This is my second post in one day...its a record! Today I only had two of my classes and have been kinda taking a break from homework (which is a good and a bad thing) but I've been able to spend some extended time in the Word, reading, and in prayer. I also went to Baby Girl's Club which is always one of the brighter spots of my week! Lately, I have been thinking a lot about what I want to do with my life and what God has called me to be.
I know the high standard that I have been called and I feel the call to do something that only God can fulfill. And as much as I know this I'm trying so hard to figure out what that exactly means. This brings a lot confusion and worry. I have been struggling a lot lately with being in college. I know a lot of people say this, but I truly hate school and I really have hated it my whole life. I hate going to classes and I hate doing homework. I like learning new things and gaining knowledge but I feel like I'm wasting my time and money here at school and if I could drop out and do something I love the rest of my life and having enough to live on I would be content. I just wish I could volunteer and be in ministry to others. I don't want a degree and have to endure the next two years of studies...Why can't I just volunteer the rest of my life?

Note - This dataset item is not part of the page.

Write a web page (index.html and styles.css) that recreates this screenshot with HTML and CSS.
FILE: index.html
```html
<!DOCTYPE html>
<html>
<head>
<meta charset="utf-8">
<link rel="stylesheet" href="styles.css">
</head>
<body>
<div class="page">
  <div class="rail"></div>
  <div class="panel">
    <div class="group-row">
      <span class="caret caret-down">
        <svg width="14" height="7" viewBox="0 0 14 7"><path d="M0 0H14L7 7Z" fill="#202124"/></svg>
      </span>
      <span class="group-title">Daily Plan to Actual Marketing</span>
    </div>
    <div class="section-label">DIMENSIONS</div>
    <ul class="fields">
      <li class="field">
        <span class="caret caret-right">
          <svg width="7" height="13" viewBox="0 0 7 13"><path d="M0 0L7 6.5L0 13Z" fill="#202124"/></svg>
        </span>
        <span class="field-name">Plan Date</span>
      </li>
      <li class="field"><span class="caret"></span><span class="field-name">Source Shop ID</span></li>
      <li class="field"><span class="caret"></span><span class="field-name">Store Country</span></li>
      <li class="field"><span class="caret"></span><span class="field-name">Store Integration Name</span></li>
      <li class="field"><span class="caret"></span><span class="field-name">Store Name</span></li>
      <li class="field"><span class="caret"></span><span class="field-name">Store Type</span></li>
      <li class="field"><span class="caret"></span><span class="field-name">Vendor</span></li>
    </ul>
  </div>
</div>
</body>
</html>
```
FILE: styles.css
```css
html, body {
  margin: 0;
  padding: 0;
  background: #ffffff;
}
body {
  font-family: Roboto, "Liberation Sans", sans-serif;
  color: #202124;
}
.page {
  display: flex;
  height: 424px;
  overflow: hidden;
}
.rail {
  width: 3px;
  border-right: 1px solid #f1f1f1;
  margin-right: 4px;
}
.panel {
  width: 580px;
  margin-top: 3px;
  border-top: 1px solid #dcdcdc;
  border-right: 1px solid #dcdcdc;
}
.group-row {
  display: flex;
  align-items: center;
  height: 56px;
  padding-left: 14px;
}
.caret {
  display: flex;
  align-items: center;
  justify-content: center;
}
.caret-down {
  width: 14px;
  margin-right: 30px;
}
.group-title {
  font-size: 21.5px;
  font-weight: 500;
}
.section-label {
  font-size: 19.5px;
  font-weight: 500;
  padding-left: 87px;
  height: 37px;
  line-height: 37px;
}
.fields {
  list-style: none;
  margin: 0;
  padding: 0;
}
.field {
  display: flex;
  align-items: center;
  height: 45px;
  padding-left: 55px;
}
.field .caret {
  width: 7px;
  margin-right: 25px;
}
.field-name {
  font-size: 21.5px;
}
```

My brother told me the quote, "Find the place where your greatest passions meet the world's deepest needs." (I think that's right). That's where I want to be. And right now I guess I need to be in school and continue to build up debt and all those nice things, but I'm only hoping it leads to something that I will love and be passionate about while meeting the needs of the world and fulfilling my desire to be a light unto the world and that I can be "Jesus with skin on" to those around me.
Going to AFrica this summer is something I'm so excited about being I feel like it is a part of fulfilling my purpose. And I can't wait to see what God has in store and I'll continue praying for patience with school and praying for guidance so that I can know that purpose that only God can fulfill!